The ngVLA will revolutionize the study of molecular outflows in galaxies across cosmic time, enabling detailed detection and imaging of feedback processes from the local universe to high redshifts.

Contribution

This paper highlights the ngVLA's capability to detect and image molecular outflows in distant galaxies, advancing understanding of galactic feedback during galaxy formation.

Findings

ngVLA can detect outflows in galaxies with M* > 10^10.5 Msun up to z~3

It can observe high star formation rate galaxies beyond z~4

Deep observations enable routine detection and imaging of outflows

Abstract

Galactic winds are ubiquitously observed in galaxies both locally and in the high-redshift Universe. While these winds span many orders of magnitude in both temperature and density, observations of nearby galaxies show that the cold molecular phase tends to dominate both the mass and momentum carried. The capabilities of the ngVLA for the study of molecular outflows at low redshift are described elsewhere in this Volume; here we focus on the ability of the ngVLA to detect and image such outflows in the high-redshift Universe via deep observations of low-J transitions of the CO molecule.

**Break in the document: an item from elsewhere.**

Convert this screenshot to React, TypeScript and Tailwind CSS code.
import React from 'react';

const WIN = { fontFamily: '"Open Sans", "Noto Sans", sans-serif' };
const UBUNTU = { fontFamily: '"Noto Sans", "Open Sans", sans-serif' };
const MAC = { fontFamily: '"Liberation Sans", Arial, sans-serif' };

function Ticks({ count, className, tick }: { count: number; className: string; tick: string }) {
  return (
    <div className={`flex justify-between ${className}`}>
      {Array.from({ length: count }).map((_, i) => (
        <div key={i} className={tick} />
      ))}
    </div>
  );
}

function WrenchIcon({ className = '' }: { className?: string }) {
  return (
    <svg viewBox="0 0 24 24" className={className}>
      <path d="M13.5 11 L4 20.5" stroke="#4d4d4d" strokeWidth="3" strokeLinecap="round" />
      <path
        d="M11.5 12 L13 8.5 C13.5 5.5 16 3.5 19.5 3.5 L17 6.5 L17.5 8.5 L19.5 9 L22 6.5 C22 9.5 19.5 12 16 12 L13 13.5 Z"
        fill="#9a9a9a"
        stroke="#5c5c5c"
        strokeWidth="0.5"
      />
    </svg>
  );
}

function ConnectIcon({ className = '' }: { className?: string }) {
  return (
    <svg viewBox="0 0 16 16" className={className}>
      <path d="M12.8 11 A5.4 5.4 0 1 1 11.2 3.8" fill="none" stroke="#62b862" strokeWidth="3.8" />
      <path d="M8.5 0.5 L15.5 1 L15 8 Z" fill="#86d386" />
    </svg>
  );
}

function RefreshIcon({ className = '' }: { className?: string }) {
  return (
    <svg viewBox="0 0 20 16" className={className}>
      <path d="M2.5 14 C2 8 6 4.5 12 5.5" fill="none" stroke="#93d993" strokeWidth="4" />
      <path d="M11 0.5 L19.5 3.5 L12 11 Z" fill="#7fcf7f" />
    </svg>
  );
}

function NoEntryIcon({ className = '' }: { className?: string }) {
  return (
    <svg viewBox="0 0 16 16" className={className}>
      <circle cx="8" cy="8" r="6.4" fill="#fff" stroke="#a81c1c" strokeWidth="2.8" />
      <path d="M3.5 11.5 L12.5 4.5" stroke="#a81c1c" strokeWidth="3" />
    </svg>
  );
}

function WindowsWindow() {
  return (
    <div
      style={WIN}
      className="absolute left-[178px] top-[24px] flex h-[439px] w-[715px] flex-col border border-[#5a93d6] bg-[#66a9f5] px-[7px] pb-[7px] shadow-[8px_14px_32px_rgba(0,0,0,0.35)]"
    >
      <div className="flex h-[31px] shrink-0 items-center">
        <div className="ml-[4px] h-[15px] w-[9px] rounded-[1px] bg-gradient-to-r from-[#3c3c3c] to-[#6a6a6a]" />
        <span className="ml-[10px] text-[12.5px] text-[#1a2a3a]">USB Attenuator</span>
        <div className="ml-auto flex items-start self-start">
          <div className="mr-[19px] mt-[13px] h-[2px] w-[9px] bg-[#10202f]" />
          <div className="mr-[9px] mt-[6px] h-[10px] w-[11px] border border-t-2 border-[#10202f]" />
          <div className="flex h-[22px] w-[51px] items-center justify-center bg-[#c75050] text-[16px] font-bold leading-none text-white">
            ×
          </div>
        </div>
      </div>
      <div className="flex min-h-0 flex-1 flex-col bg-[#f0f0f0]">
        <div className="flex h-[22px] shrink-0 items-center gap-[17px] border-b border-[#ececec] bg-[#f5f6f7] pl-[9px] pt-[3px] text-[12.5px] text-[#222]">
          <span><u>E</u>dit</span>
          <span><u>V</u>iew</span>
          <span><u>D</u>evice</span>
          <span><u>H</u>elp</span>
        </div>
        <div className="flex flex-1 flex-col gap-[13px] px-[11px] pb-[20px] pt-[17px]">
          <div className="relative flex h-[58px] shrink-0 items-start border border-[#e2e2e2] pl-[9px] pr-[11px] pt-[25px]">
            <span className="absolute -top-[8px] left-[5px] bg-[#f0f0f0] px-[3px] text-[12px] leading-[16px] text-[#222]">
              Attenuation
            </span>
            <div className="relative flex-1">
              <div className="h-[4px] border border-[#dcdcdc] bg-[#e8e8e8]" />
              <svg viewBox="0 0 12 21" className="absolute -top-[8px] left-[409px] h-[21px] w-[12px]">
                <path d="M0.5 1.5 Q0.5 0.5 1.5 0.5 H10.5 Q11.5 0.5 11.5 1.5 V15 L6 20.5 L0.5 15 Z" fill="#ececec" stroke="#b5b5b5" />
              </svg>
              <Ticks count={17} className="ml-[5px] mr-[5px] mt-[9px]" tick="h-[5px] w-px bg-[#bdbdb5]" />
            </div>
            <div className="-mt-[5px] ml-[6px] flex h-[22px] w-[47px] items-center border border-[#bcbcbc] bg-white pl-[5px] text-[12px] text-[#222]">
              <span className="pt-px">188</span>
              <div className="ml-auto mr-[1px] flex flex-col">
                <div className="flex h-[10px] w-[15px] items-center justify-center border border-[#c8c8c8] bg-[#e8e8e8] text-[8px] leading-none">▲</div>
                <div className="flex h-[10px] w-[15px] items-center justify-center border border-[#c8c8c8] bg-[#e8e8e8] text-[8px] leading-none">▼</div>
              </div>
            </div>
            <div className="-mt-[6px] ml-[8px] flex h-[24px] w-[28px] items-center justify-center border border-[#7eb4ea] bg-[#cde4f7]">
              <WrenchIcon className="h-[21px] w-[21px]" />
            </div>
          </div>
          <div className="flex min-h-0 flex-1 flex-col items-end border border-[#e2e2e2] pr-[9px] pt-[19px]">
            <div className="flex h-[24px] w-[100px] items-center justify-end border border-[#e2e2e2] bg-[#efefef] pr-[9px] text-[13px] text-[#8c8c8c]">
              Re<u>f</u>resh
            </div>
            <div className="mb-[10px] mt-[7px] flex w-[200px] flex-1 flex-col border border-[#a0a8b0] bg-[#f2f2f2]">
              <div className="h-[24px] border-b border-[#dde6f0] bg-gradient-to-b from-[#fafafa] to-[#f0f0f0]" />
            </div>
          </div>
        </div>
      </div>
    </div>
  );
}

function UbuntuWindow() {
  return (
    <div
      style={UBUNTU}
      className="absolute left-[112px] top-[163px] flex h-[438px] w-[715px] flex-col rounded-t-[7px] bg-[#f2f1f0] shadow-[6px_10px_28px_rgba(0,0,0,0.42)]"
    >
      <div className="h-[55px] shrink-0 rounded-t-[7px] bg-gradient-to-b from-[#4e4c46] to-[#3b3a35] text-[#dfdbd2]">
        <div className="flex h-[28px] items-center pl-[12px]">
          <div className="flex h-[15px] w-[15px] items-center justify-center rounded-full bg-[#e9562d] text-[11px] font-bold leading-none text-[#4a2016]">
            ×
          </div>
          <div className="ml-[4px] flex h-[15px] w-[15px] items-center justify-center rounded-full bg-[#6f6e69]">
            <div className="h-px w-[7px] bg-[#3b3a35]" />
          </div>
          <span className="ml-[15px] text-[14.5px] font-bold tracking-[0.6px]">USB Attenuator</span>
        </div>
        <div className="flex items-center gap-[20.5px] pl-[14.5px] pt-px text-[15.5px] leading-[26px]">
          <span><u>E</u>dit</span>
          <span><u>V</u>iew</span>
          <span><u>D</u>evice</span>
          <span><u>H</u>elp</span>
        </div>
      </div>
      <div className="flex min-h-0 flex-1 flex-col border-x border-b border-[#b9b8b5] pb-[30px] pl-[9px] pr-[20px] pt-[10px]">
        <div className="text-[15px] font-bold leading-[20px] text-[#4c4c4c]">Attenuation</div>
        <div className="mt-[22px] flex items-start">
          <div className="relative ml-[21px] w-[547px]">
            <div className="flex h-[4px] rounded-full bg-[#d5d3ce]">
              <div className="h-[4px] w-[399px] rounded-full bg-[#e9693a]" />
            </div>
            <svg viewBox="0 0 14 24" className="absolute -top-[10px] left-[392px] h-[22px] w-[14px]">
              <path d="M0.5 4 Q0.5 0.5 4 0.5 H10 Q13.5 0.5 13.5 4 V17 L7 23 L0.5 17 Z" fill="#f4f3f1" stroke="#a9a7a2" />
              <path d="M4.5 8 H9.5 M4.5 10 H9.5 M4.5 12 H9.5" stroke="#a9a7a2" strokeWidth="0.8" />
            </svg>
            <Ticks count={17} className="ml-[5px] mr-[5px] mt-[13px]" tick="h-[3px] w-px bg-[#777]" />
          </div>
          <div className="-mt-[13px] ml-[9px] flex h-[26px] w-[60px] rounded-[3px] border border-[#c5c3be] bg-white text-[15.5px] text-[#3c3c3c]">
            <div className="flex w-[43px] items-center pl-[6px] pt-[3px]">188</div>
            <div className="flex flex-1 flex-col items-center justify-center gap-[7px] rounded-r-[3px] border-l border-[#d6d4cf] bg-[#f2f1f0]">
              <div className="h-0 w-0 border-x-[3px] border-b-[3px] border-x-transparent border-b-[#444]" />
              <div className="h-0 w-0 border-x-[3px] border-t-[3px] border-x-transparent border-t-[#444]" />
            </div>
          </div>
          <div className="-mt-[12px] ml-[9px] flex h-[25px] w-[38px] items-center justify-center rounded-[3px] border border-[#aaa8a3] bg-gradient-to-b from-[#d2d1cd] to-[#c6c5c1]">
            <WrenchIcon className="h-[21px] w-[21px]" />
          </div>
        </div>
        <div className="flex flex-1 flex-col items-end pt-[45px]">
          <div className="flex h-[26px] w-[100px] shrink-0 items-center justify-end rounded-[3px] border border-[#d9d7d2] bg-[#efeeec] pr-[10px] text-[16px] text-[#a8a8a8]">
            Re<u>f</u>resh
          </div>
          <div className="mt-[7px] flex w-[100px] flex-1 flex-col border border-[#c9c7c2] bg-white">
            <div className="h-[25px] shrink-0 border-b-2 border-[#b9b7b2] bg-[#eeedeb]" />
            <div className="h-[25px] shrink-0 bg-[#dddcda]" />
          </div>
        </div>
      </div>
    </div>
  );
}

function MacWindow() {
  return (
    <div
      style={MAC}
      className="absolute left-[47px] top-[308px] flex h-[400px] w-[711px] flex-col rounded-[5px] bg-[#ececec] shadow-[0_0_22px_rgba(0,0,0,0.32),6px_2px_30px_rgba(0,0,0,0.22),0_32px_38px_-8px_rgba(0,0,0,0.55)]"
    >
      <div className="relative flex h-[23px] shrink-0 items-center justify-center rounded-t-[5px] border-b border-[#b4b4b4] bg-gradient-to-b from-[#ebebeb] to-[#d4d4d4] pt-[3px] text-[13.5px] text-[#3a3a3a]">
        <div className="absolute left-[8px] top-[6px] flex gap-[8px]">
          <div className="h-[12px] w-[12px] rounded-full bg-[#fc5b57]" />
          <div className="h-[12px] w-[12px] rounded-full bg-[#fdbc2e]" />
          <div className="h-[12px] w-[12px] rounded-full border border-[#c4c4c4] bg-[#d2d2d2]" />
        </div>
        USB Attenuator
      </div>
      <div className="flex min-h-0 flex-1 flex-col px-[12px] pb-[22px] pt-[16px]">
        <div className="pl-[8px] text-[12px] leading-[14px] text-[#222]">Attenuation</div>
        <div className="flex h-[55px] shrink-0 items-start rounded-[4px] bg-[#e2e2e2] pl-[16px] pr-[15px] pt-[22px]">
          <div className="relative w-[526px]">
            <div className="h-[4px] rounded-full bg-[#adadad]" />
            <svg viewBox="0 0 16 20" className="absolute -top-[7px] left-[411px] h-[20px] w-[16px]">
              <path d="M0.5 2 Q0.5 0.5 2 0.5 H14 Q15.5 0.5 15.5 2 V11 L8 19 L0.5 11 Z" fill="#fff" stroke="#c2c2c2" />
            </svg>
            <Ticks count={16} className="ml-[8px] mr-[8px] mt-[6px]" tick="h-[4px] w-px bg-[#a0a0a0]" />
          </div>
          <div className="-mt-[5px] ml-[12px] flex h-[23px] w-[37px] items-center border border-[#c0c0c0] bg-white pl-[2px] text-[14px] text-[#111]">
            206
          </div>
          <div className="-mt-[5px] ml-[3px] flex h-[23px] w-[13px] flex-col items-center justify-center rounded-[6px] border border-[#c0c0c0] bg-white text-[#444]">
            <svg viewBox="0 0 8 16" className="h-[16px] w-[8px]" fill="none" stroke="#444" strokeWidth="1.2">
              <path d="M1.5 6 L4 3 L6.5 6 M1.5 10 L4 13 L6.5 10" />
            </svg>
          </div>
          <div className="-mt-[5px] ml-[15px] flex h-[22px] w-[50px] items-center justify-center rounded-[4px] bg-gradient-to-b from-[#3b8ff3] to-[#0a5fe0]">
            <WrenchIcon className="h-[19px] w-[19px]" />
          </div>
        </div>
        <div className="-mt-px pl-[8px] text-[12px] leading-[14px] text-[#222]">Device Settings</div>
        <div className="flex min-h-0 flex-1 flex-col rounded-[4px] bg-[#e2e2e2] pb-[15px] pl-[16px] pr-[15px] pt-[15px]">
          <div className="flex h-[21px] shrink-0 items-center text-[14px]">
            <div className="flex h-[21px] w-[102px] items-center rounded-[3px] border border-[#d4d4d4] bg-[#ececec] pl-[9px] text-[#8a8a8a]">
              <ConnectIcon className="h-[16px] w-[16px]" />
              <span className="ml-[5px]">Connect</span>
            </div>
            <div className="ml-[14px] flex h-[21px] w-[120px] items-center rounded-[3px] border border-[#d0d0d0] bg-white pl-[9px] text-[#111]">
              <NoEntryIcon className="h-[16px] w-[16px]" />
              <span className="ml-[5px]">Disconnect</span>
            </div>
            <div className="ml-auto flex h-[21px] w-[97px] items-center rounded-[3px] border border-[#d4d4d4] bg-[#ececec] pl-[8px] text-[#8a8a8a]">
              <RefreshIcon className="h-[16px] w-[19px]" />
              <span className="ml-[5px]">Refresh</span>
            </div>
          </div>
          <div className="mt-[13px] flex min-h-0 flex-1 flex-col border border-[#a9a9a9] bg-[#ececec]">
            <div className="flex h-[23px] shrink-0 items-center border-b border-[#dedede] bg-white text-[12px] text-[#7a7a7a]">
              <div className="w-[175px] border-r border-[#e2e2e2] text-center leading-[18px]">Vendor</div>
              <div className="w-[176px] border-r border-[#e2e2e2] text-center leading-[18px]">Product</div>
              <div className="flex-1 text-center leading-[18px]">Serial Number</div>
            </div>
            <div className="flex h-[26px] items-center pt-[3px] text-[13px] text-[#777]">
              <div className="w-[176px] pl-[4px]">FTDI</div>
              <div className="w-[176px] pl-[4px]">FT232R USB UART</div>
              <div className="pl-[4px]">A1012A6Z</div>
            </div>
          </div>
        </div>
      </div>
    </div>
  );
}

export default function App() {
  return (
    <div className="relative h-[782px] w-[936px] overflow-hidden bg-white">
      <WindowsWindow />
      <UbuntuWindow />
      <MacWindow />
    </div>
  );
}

The ngVLA is capable of detecting molecular outflows from typical galaxies on the star-forming sequence with log(Mstar/Msun) >~ 10.5 to z~3, and galaxies with higher star formation rates to beyond z~4. The ngVLA will enable an understanding of the feedback processes that shape galaxies throughout the epoch of galaxy assembly when the bulk of the stars in the Universe were formed. While the emission associated with outflows is faint in comparison to the emission from the galaxy, deep observations are also required for high-resolution dynamical studies, allowing for the routine simultaneous detection and imaging of the outflows.